Section 605(e)(3)(B)(iii) provides that the court “shall direct the recovery of full costs, including awarding reasonable attorneys’ fees to an aggrieved party who prevails.” Plaintiff has submitted an affidavit from William B. Jung, Esq., setting forth the work of the attorneys on the matter and plaintiffs costs. It requests $795 for Mr. Jung’s work, based on 5.3 hours at a rate of $150 per hour, and $1,035 for the work of Wayne R. Louis, Esq., based on 11.5 hours at a rate of $90 per hour. Copies of contemporaneous time records are annexed to the affidavit. Plaintiff also requests $75 for the costs of serving the three defendants. My review of the work performed satisfies me that 16.8 hours was a reasonable amount of time expended, and I find the rates per hour quite reasonable for such matters in New York. I therefore recommend that plaintiff be awarded $1,905 in attorney’s fees and costs, to be divided equally among the three defendants.
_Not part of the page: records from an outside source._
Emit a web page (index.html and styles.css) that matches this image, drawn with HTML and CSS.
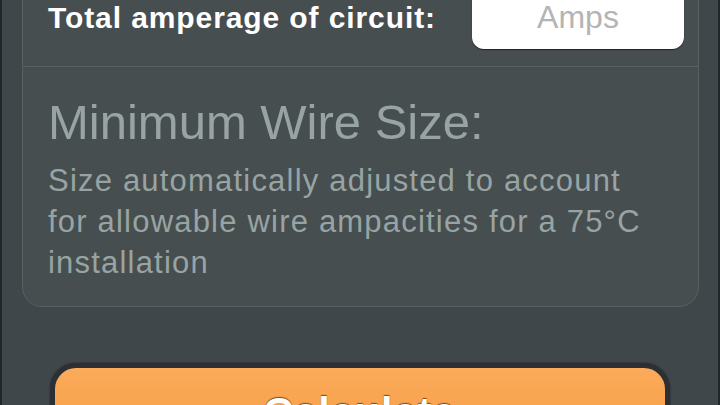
FILE: index.html
```html
<!DOCTYPE html>
<html lang="en">
<head>
    <meta charset="UTF-8">
    <meta name="viewport" content="width=device-width, initial-scale=1.0">
    <title>Wire Size Calculator</title>
    <link rel="stylesheet" href="styles.css">
</head>
<body>
    <div class="screen">
        <div class="card">
            <div class="input-row">
                <label class="input-label">Total amperage of circuit:</label>
                <div class="amps-box"><span class="placeholder">Amps</span></div>
            </div>
            <div class="result">
                <h2 class="result-title">Minimum Wire Size:</h2>
                <p class="result-note">Size automatically adjusted to account for allowable wire ampacities for a 75°C installation</p>
            </div>
        </div>
        <div class="calc-button">Calculate</div>
    </div>
</body>
</html>
```

FILE: styles.css
```css
html, body {
    margin: 0;
    padding: 0;
    height: 100%;
    overflow: hidden;
}
body {
    font-family: "Liberation Sans", Arial, sans-serif;
    background: #40474a;
    border-left: 2px solid #1f272b;
    border-right: 2px solid #1f272b;
    box-sizing: border-box;
}
.screen {
    padding: 0 19px 0 20px;
}
.card {
    margin-top: -30px;
    background: #474e50;
    border: 1.5px solid #586062;
    border-radius: 20px;
}
.input-row {
    display: flex;
    justify-content: space-between;
    align-items: flex-end;
    height: 96px;
    box-sizing: border-box;
    padding: 0 14px 17px 25px;
    border-bottom: 1.5px solid #596163;
}
.input-label {
    color: #fff;
    font-weight: bold;
    font-size: 30px;
    line-height: 34px;
    letter-spacing: 0.9px;
    margin-bottom: 14px;
}
.amps-box {
    width: 212px;
    height: 80px;
    background: #fff;
    border-radius: 0 0 12px 12px;
    box-shadow: 0 1px 1px rgba(0, 0, 0, 0.55);
    display: flex;
    justify-content: center;
    align-items: flex-end;
}
.placeholder {
    color: #b4b4b4;
    font-size: 32px;
    line-height: 36px;
    padding-bottom: 14px;
}
.result {
    padding: 27px 40px 23px 25px;
}
.result-title {
    margin: 0;
    font-weight: normal;
    font-size: 49px;
    line-height: 56px;
    color: #98a4a3;
}
.result-note {
    margin: 10px 0 0;
    font-size: 31px;
    line-height: 41px;
    letter-spacing: 1.2px;
    color: #98a4a3;
}
.calc-button {
    margin: 56px 29px 0 28px;
    height: 100px;
    border: 5px solid #2c3034;
    border-radius: 26px;
    box-shadow: 0 0 2px rgba(0, 0, 0, 0.6);
    background: linear-gradient(#fbab5a, #f59a40);
    padding-top: 20px;
    box-sizing: border-box;
    text-align: center;
    color: #fff;
    font-weight: bold;
    font-size: 41px;
    line-height: 48px;
    letter-spacing: 1.2px;
    text-shadow: 0 -1px 1px rgba(100, 55, 10, 0.85);
}
```
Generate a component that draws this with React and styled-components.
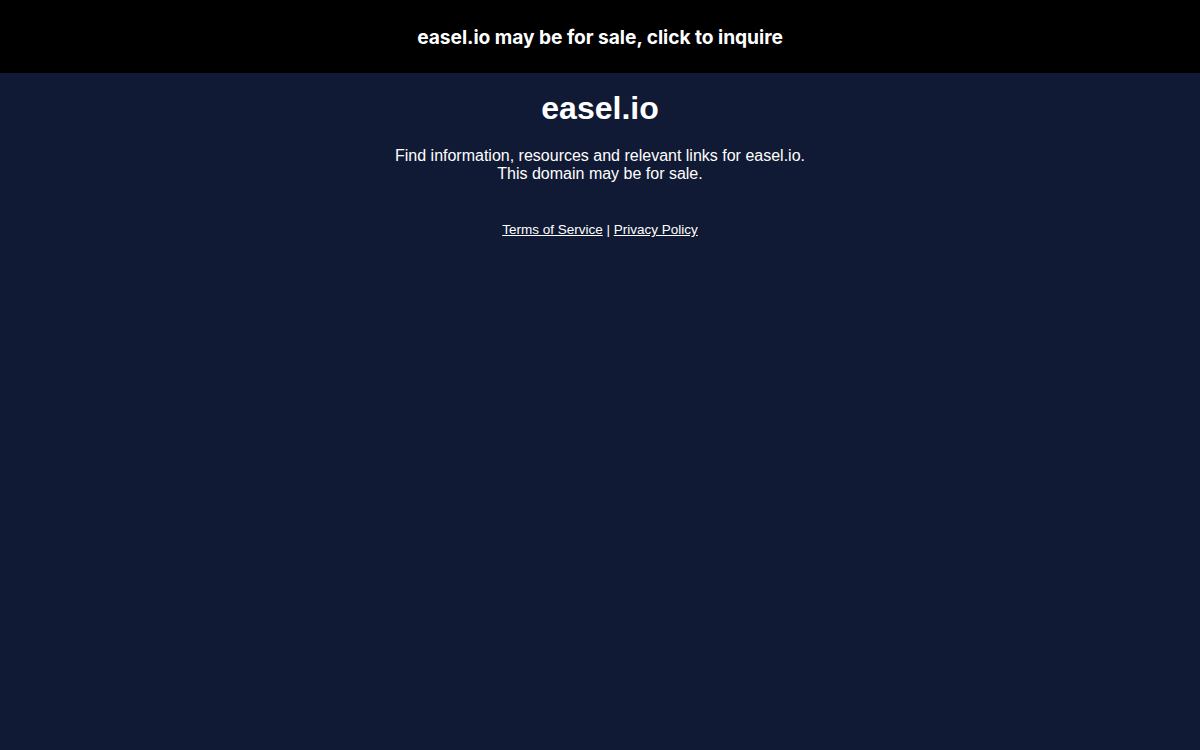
import styled, { createGlobalStyle } from 'styled-components';

const Global = createGlobalStyle`
    html, body {
        margin: 0;
        padding: 0;
        background: #111a35;
    }
    body {
        font-family: "Liberation Sans", Arial, Helvetica, sans-serif;
        color: #ffffff;
    }
`

const Page = styled.div`
    min-height: 750px;
    background: #111a35;
    display: flex;
    flex-direction: column;
`
const Banner = styled.a`
    display: flex;
    align-items: center;
    justify-content: center;
    height: 73px;
    background: #000000;
    color: #ffffff;
    text-decoration: none;
    font-family: Inter, "Noto Sans", sans-serif;
    font-weight: 700;
    font-size: 19.2px;
    letter-spacing: -0.05px;
`
const Main = styled.div`
    display: flex;
    flex-direction: column;
    align-items: center;
    text-align: center;
    padding-top: 15px;
`
const Title = styled.h1`
    margin: 0;
    font-size: 32px;
    line-height: 40px;
    font-weight: 700;
`
const Blurb = styled.p`
    margin: 19px 0 0;
    font-size: 16px;
    line-height: 18px;
`
const Legal = styled.div`
    margin-top: 39px;
    font-size: 13.5px;
    line-height: 16px;
`
const LegalLink = styled.a`
    color: #ffffff;
    text-decoration: underline;
`

export default function App() {
    return (
        <Page>
            <Global />
            <Banner href="#">easel.io may be for sale, click to inquire</Banner>
            <Main>
                <Title>easel.io</Title>
                <Blurb>
                    Find information, resources and relevant links for easel.io.<br />
                    This domain may be for sale.
                </Blurb>
                <Legal>
                    <LegalLink href="#">Terms of Service</LegalLink> | <LegalLink href="#">Privacy Policy</LegalLink>
                </Legal>
            </Main>
        </Page>
    )
}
In sum, I recommend that judgment be entered against Dim Sum Cafe of New York, Inc. for $4,000, together with $635 in attorney’s fees and costs; against Shangri-la Grill, Inc. for $15,000, together with $685 in attorney’s fees and costs; and against R Bar of Manhattan, Inc. for $9,000, together with $635 in attorney’s fees and costs.

November 8,1999. 
      
      . Section 553(a)(1) provides:
      No person shall intercept or receive or assist in intercepting or receiving any communications service offered over a cable system, unless specifically authorized to do so by a cable operator or as may otherwise be specifically authorized by law.
     
      
      . Section 605(a) states in relevant part:
      No person not being authorized by the sender shall intercept any radio communication and divulge or publish the existence, contents, substance, purport, effect, or meaning of such intercepted communication to any person. No person not being entitled thereto shall receive or assist in receiving any interstate or foreign communication by radio and use such communication (or any information therein contained) for his own benefit or for the benefit of another not entitled thereto.